#### Data rows

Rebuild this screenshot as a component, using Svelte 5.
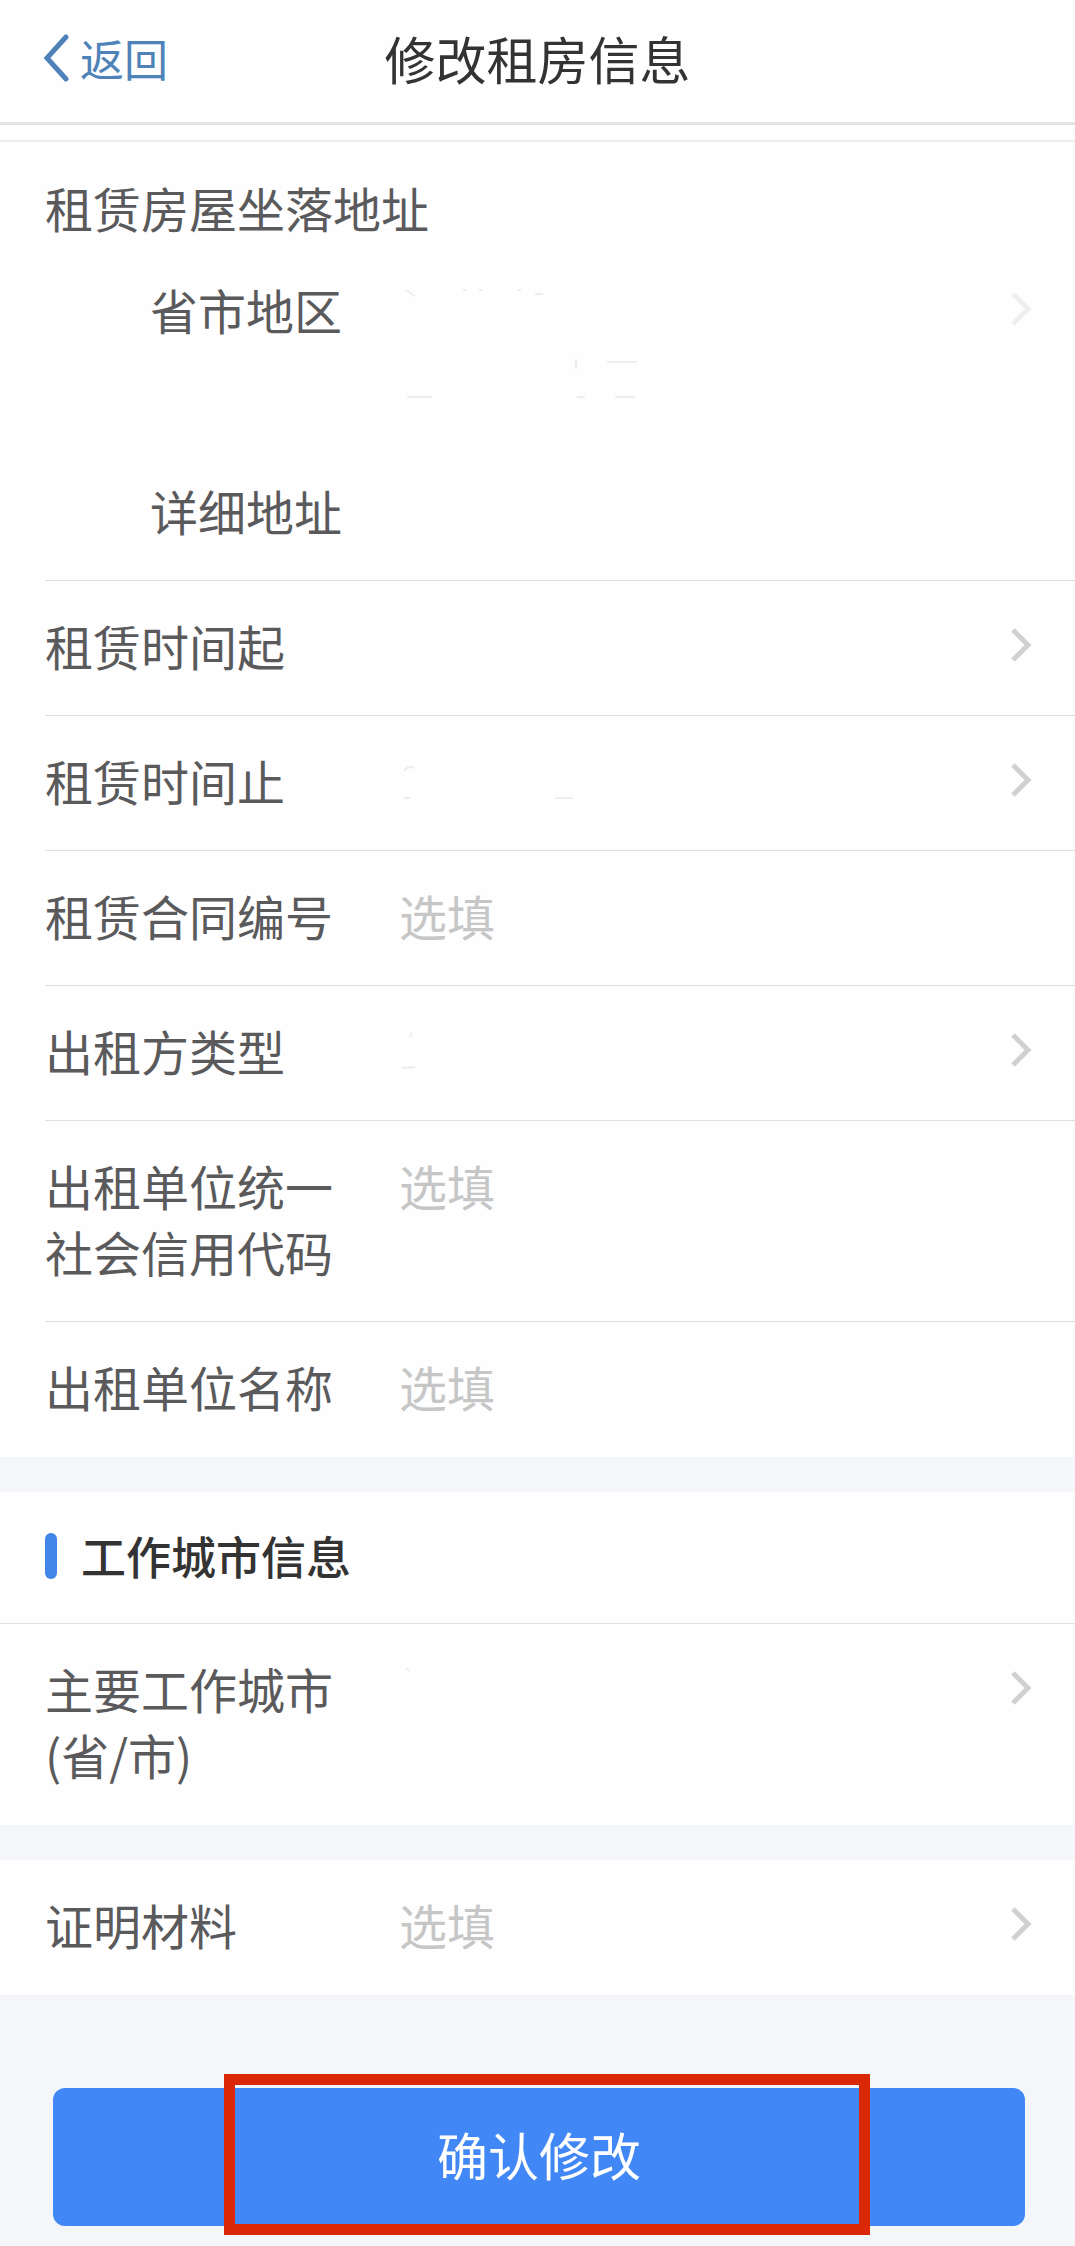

########
#### Data rows

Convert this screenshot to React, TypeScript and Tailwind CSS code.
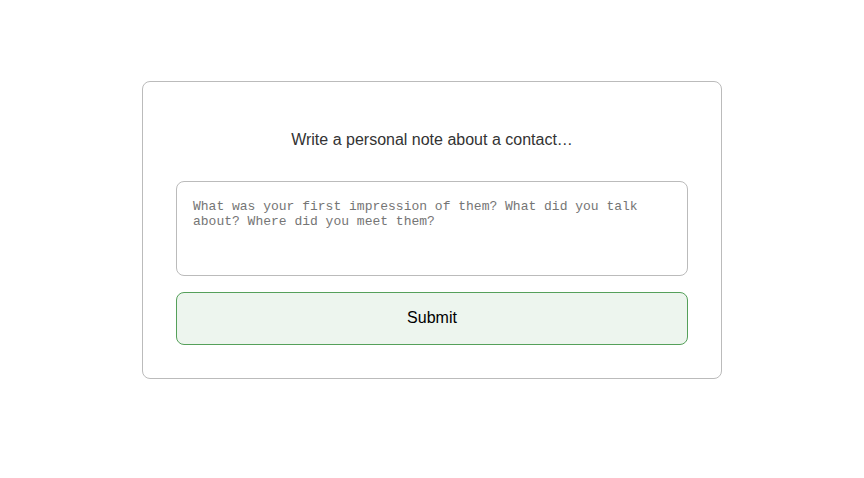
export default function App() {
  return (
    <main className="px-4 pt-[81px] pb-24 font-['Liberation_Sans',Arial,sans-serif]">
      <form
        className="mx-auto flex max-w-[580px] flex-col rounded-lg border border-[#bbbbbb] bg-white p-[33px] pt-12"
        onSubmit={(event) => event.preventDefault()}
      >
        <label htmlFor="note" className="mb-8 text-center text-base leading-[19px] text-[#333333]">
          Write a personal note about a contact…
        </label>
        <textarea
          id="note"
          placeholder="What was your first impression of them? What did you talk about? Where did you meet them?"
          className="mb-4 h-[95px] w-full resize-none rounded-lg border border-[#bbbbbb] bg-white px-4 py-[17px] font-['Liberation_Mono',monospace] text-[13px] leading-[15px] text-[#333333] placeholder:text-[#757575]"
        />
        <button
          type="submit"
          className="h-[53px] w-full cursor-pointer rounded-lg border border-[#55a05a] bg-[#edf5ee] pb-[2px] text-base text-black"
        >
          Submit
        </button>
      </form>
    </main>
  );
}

########

Problem to solve:
Copy out every line of the listing that includes the string "screenshot".

Task output:
Rebuild this screenshot as a component, using Svelte 5.
Convert this screenshot to React, TypeScript and Tailwind CSS code.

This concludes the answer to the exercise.